What is asked: Find every line containing the word "this" in the records below; report only how many there are.

-- BEGIN --

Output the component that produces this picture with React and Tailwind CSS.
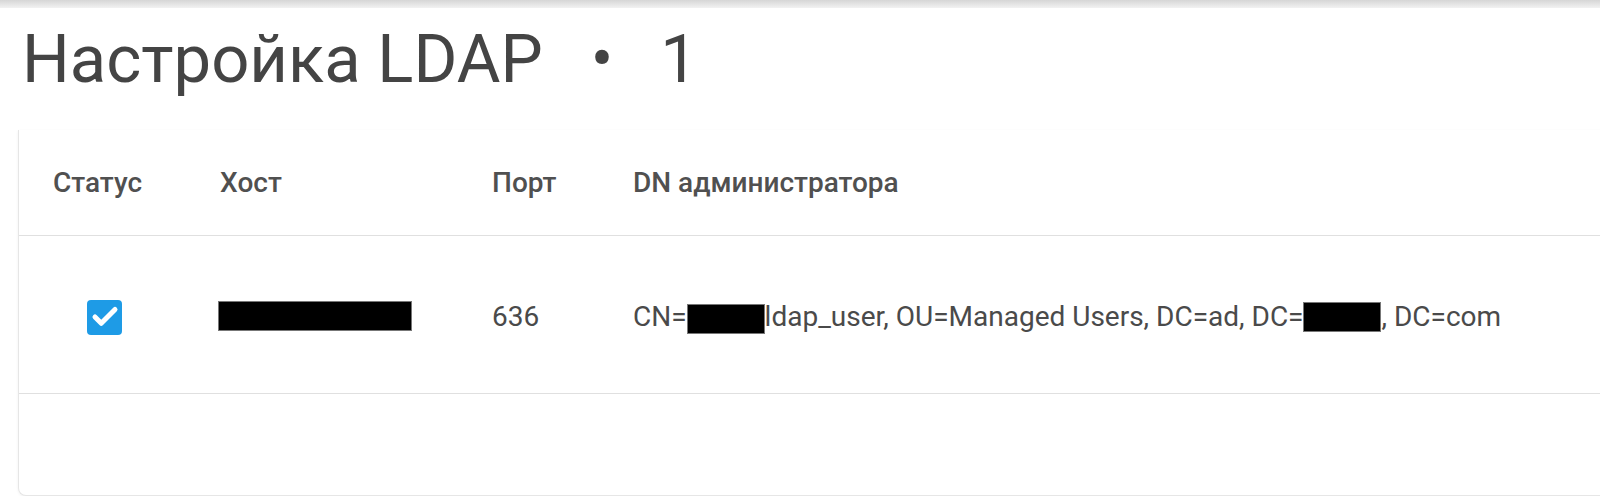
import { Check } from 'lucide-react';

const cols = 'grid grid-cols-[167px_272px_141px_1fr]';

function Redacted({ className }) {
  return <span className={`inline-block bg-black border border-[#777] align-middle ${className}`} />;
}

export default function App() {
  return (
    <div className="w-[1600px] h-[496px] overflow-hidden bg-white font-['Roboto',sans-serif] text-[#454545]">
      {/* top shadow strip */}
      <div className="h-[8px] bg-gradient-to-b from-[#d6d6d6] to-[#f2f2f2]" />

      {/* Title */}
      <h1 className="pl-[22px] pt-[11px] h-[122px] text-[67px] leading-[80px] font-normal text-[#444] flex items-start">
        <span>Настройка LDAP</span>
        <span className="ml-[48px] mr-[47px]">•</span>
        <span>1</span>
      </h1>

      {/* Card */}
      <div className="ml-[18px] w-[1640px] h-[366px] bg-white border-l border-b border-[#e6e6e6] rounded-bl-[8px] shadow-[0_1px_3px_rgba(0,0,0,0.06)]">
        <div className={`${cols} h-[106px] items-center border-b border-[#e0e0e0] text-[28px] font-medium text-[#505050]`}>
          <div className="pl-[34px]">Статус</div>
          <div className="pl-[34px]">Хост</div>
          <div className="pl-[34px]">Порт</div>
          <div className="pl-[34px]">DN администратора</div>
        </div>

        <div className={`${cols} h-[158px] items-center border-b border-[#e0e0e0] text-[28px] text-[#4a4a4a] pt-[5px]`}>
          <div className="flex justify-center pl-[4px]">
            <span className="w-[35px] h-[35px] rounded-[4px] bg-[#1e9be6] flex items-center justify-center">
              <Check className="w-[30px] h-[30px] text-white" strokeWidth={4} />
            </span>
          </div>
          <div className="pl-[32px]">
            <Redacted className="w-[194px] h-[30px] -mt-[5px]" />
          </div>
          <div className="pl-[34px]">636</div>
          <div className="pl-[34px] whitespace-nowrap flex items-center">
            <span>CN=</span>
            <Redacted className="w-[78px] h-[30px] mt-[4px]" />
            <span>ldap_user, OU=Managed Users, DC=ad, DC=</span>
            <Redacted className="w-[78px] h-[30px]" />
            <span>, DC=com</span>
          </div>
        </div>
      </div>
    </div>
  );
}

-- END --
-- BEGIN --

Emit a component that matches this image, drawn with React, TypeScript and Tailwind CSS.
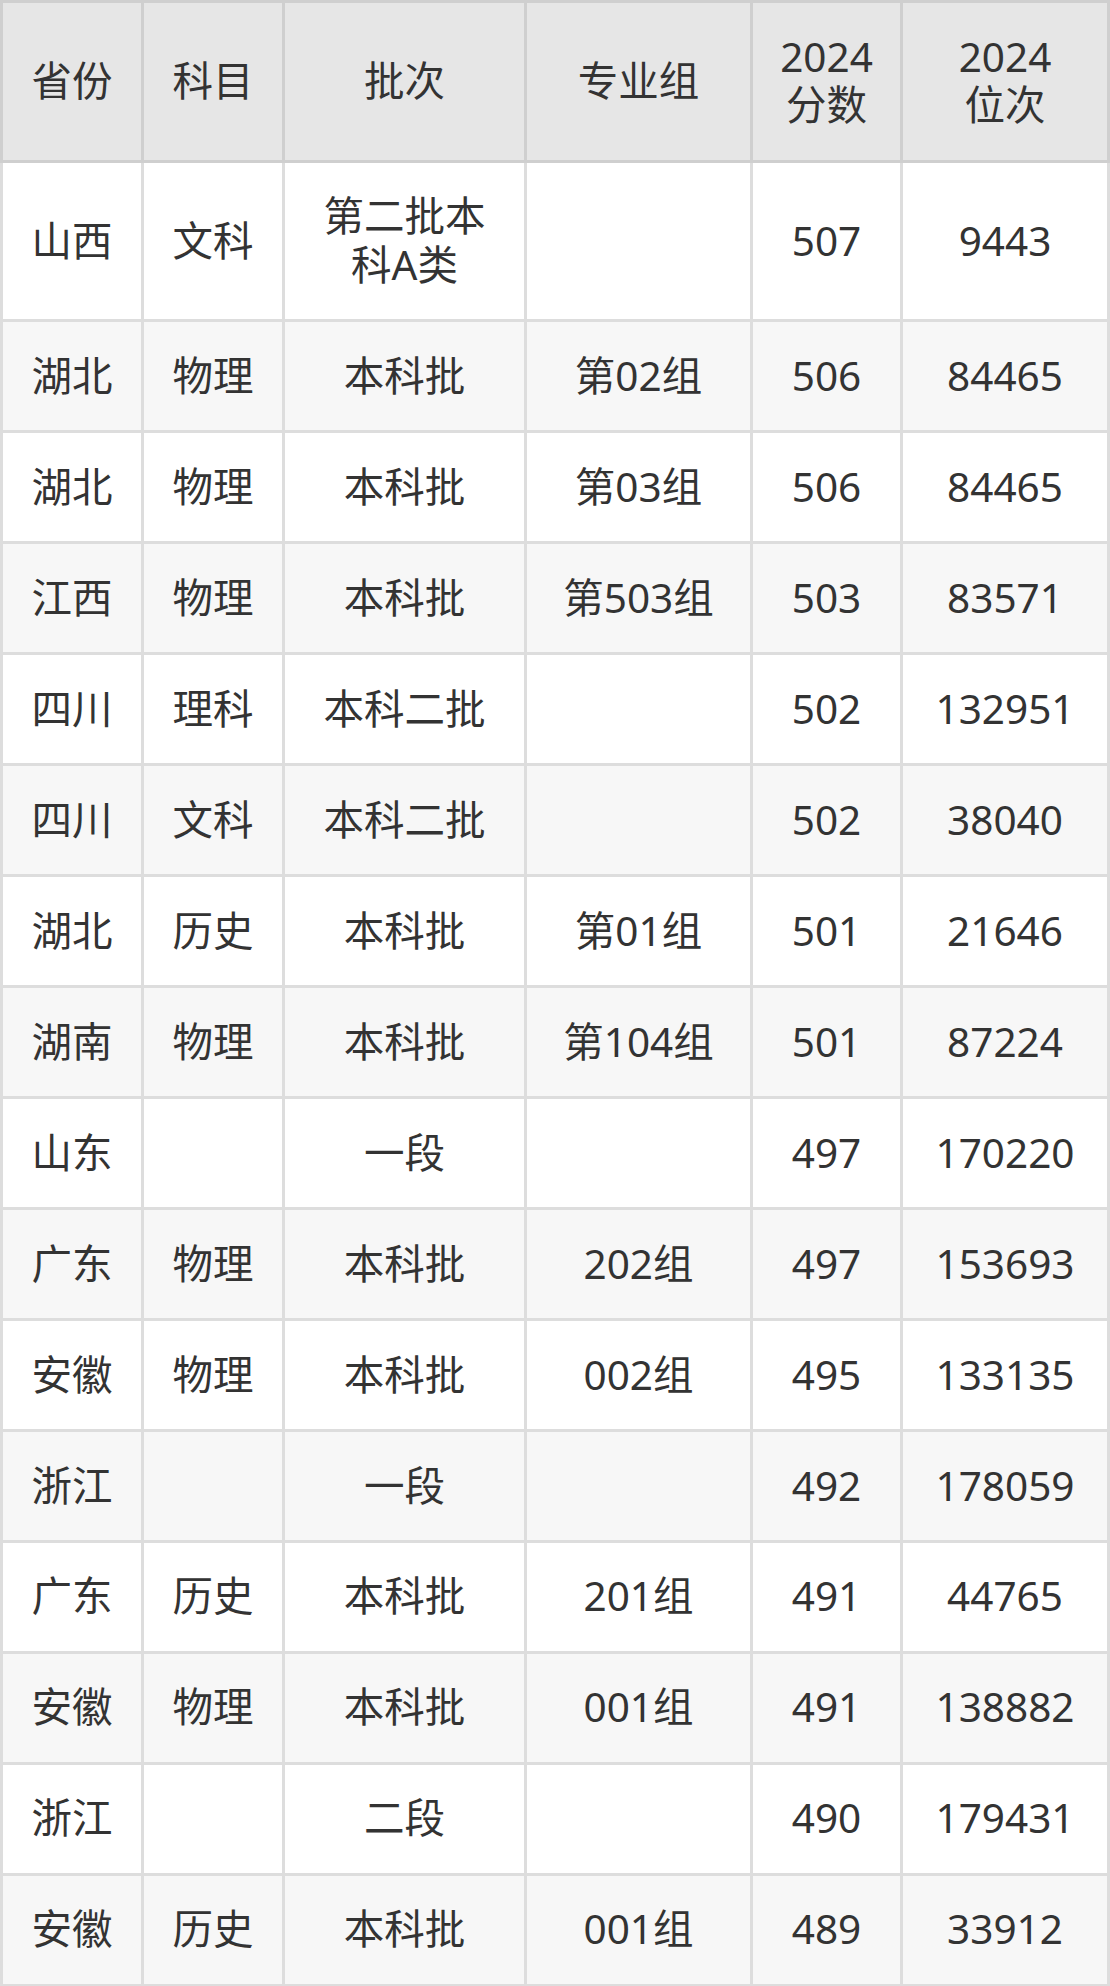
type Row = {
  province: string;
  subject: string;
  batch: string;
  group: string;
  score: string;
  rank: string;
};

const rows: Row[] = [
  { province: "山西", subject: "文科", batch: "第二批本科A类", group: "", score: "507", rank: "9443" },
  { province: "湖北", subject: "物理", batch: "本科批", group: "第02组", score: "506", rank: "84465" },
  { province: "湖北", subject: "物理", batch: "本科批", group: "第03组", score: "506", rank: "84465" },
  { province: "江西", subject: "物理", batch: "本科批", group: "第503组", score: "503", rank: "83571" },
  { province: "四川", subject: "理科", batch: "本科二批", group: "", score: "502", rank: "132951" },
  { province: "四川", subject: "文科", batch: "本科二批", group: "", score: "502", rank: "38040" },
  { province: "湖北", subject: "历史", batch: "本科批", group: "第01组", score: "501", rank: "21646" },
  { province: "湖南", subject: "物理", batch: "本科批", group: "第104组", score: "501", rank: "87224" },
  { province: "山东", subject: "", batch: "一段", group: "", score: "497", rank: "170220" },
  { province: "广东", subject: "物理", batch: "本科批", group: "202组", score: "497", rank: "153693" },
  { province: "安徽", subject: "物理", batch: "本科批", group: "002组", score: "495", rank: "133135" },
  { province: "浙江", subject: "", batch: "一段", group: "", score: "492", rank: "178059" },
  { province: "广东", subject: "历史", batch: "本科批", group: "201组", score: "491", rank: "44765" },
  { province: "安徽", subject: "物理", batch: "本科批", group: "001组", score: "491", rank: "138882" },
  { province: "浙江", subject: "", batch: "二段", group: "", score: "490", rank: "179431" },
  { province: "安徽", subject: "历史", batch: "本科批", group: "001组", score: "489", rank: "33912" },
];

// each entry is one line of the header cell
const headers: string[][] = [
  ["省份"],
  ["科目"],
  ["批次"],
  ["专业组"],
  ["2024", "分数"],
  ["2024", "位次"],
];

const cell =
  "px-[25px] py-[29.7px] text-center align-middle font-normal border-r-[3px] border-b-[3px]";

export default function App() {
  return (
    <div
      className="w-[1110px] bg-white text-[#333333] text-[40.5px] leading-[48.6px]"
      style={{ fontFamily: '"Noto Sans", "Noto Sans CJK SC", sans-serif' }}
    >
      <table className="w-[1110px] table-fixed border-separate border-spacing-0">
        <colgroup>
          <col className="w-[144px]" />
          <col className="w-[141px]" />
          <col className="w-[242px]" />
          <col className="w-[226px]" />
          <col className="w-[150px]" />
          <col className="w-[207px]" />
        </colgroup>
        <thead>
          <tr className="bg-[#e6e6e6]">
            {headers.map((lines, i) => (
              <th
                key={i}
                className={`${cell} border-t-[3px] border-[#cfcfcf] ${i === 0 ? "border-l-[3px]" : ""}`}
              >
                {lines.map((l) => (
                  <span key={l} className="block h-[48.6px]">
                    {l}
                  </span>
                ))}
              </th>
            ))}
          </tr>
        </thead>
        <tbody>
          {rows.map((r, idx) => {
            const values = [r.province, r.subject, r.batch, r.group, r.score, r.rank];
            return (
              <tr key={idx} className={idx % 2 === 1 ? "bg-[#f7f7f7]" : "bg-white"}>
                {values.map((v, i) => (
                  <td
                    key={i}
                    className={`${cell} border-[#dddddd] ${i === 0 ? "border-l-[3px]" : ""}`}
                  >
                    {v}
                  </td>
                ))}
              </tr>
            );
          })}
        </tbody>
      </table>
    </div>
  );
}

-- END --

Answer to the problem: 2